Ideally, this a specific value that makes the math towards planning a year’s growth a simple math equation. But life is never ideal and this value will vary depending on season or completely external happy factors like signing up a new major customer. In early startups this number is a faster moving target but it should stabilize as the company transitions from early days to more established business with more predictable business growth patterns.
Do I really need to buy more machines?
You need to find a way to determine if this is truly capacity–I need to split the writes to support more concurrent write load or add more read replica–vs. code-based performance bottleneck (this new query from a recent deploy can really have its results cached in something cheaper and not beat the database as much).
How do you do that? You need to get familiar with your queries. The baby step for that is a combination of innotop, slow log, and the Percona Toolkit’s pt-query-digest. You can automate this by shipping the DB logs to a central location and automating the digest portion.

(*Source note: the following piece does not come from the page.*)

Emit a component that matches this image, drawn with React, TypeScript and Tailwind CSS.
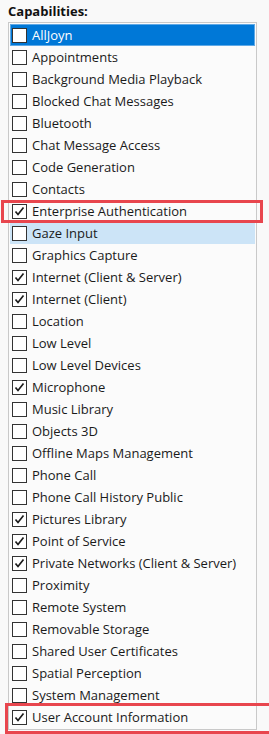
import React from "react";

const items: [string, boolean][] = [
  ["AllJoyn", false],
  ["Appointments", false],
  ["Background Media Playback", false],
  ["Blocked Chat Messages", false],
  ["Bluetooth", false],
  ["Chat Message Access", false],
  ["Code Generation", false],
  ["Contacts", false],
  ["Enterprise Authentication", true],
  ["Gaze Input", false],
  ["Graphics Capture", false],
  ["Internet (Client & Server)", true],
  ["Internet (Client)", true],
  ["Location", false],
  ["Low Level", false],
  ["Low Level Devices", false],
  ["Microphone", true],
  ["Music Library", false],
  ["Objects 3D", false],
  ["Offline Maps Management", false],
  ["Phone Call", false],
  ["Phone Call History Public", false],
  ["Pictures Library", true],
  ["Point of Service", true],
  ["Private Networks (Client & Server)", true],
  ["Proximity", false],
  ["Remote System", false],
  ["Removable Storage", false],
  ["Shared User Certificates", false],
  ["Spatial Perception", false],
  ["System Management", false],
  ["User Account Information", true],
];

function Box({ checked }: { checked: boolean }) {
  return (
    <div className="w-[15px] h-[15px] shrink-0 border border-[#333333] bg-white flex items-center justify-center">
      {checked && (
        <svg width="13" height="13" viewBox="0 0 13 13">
          <polyline points="2.5,6.5 5,9.5 10.5,2.5" fill="none" stroke="#1a1a1a" strokeWidth="1.7" />
        </svg>
      )}
    </div>
  );
}

export default function App() {
  return (
    <div
      className="relative w-[269px] h-[734px] overflow-hidden bg-[#f9f9f9] text-[13px] text-[#1a1a1a]"
      style={{ fontFamily: '"Open Sans", "Noto Sans", sans-serif' }}
    >
      <div className="pl-[8px] pt-[2px] h-[22px] font-bold text-[13px] leading-[18px] text-[#111111]">Capabilities:</div>
      <div className="ml-[8px] w-[249px] border border-[#c9c9c9] bg-[#fbfbfb] p-[1px]">
        {items.map(([label, checked], i) => {
          const selected = i === 0;
          const hover = i === 9;
          return (
            <div
              key={label}
              className={
                "h-[22px] flex items-center gap-[5px] pl-[2px] " +
                (selected
                  ? "bg-[#0078d7] text-white outline outline-1 -outline-offset-1 outline-[#5fa9e6]"
                  : hover
                  ? "bg-[#cce4f7]"
                  : "")
              }
            >
              <Box checked={checked} />
              <span className="leading-[22px] whitespace-nowrap">{label}</span>
            </div>
          );
        })}
      </div>
      <div className="absolute left-[1px] top-[200px] w-[262px] h-[23px] border-[3px] border-[#e8464e]" />
      <div className="absolute left-[5px] top-[703px] w-[268px] h-[31px] border-[3px] border-[#e8464e]" />
    </div>
  );
}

But that is also not the entire picture, slow logs are performance intensive if you lower their threshold too much. If you can live with less selective sampling you will need to detect the entire conversations between the application and the datastore. In open source land you can go as basic as tcpdump or you can use hosted products like Datadog, New Relic or VividCortex.
Make a call
Capacity planning can be 90% science and 10% art, but that 10% shouldn’t mean that we shouldn’t strive for as much of the picture as we can. As engineers we can sometimes fixate on the missing 10% and not realize that if we did the work, that 90% can get us far into a better idea of our stack’s health, a more efficient use of our time optimizing performance, and planning capacity increases carefully which eventually results in much better return on investment for our products.